Bologna 2023/24: la pazienza paga

In estate Arnautovic fa le valigie in direzione Inter, così Zirkzee può finalmente giocare un ruolo da protagonista. Il risultato è sotto gli occhi di tutti: mentre scriviamo sono 15 le presenze, 7 i gol e 2 gli assist. Soprattutto, saper aspettare Joshua Zirkzee ha significato trovare l’attaccante perfetto per il gioco di Thiago Motta. Potente abbastanza da reggere l’urto spalle alla porta, ma tecnico e agile come la sua stazza non suggerirebbe, l’olandese è perfetto per legare il gioco arretrando a dialogare coi centrocampisti, ma anche per aprire spazi per gli inserimenti di compagni come Orsolini (4 gol) e Ferguson (3).
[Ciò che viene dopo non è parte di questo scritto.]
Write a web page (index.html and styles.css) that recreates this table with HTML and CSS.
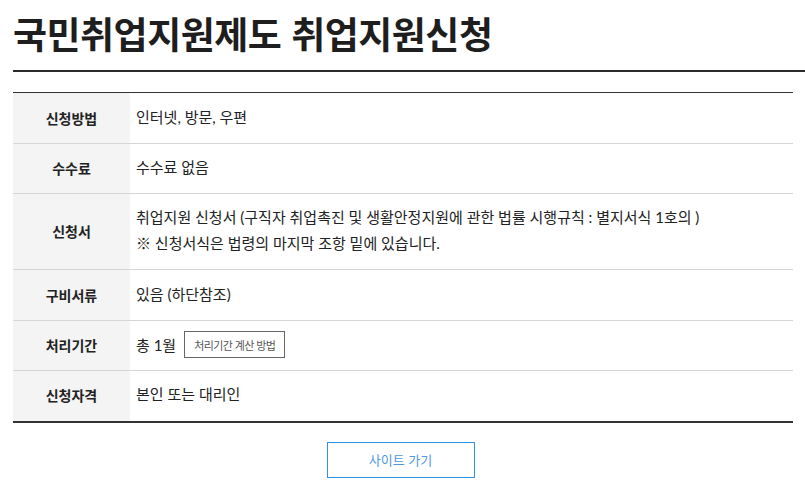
FILE: index.html
```html
<!DOCTYPE html>
<html lang="ko">
<head>
<meta charset="utf-8">
<link rel="stylesheet" href="styles.css">
</head>
<body>
<div class="page">
  <h1 class="title">국민취업지원제도 취업지원신청</h1>
  <table class="info">
    <tr><th>신청방법</th><td>인터넷, 방문, 우편</td></tr>
    <tr class="short"><th>수수료</th><td>수수료 없음</td></tr>
    <tr class="tall"><th>신청서</th><td>취업지원 신청서 (구직자 취업촉진 및 생활안정지원에 관한 법률 시행규칙 : 별지서식 1호의 )<br>※ 신청서식은 법령의 마지막 조항 밑에 있습니다.</td></tr>
    <tr><th>구비서류</th><td>있음 (하단참조)</td></tr>
    <tr class="short"><th>처리기간</th><td><span class="period">총 1월</span><button class="calc" type="button">처리기간 계산 방법</button></td></tr>
    <tr><th>신청자격</th><td>본인 또는 대리인</td></tr>
  </table>
  <div class="actions"><button class="go" type="button">사이트 가기</button></div>
</div>
</body>
</html>
```
FILE: styles.css
```css
* { box-sizing: border-box; }
html, body { margin: 0; padding: 0; background: #fff; }
body {
  font-family: Lato, "Noto Sans CJK KR", sans-serif;
  color: #222;
  overflow: hidden;
}
.page { padding: 0 12px 0 13px; }
.title {
  margin: 0;
  padding-top: 5px;
  height: 72px;
  font-family: "Noto Sans CJK KR", sans-serif;
  font-size: 37px;
  font-weight: 700;
  letter-spacing: -0.5px;
  line-height: 56px;
  color: #1e1e1e;
  border-bottom: 2px solid #2b2b2b;
  margin-right: -12px;
}
.info {
  margin-top: 20px;
  width: 780px;
  border-collapse: collapse;
  border-top: 1px solid #333;
  border-bottom: 2px solid #333;
}
.info th, .info td {
  border-bottom: 1px solid #d6d6d6;
  height: 51px;
  padding: 0 0 1px;
  vertical-align: middle;
}
.info tr.short th, .info tr.short td { height: 50px; }
.info tr.tall th, .info tr.tall td { height: 76px; }
.info tr:last-child th, .info tr:last-child td { border-bottom: 0; }
.info th {
  width: 117px;
  background: #f4f4f4;
  font-family: "Noto Sans CJK KR", sans-serif;
  font-size: 14px;
  font-weight: 700;
  color: #222;
  text-align: center;
}
.info td {
  padding: 0 0 3px 6px;
  font-size: 15px;
  line-height: 26px;
  color: #222;
}
.period { vertical-align: middle; }
.calc {
  margin-left: 8px;
  height: 27px;
  padding: 0 9px;
  border: 1px solid #666;
  background: #fff;
  font-family: "Noto Sans CJK KR", sans-serif;
  font-size: 11px;
  letter-spacing: -0.6px;
  color: #555;
  vertical-align: middle;
}
.actions {
  display: flex;
  justify-content: center;
  padding-top: 19px;
}
.go {
  width: 148px;
  height: 36px;
  border: 1px solid #2d93ea;
  background: #fff;
  font-family: "Noto Sans CJK KR", sans-serif;
  font-size: 13px;
  color: #4f97e6;
  margin-right: 5px;
}
```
Non solo, perché il Bologna crea tanto ma concretizza ancora poco: In 15 giornate sono solo 18 i gol fatti, a fronte di un dato xG di 21,16, quindi in teoria 3,16 gol in meno rispetto a quanto prodotto. Nel momento in cui Zirkzee dovesse diventare più scaltro e cinico, e magari entreranno maggiormente in rotazione altri elementi giovani come Giovanni Fabbian (2 gol ma in solo 158 minuti trascorsi in campo), questo Bologna potrebbe spogliarsi dal ruolo di parvenu nel calcio che conta. E tutto questo avendo ceduto in estate due pezzi pregiati come Schouten e Dominguez.

Dopo Verona e Bergamo, il terzo capolavoro di Giovanni Sartori è già verità. Bisogna solo vedere che portata riuscirà ad avere. Perché anche nel calcio, a volte, “truth is beauty, beauty truth”.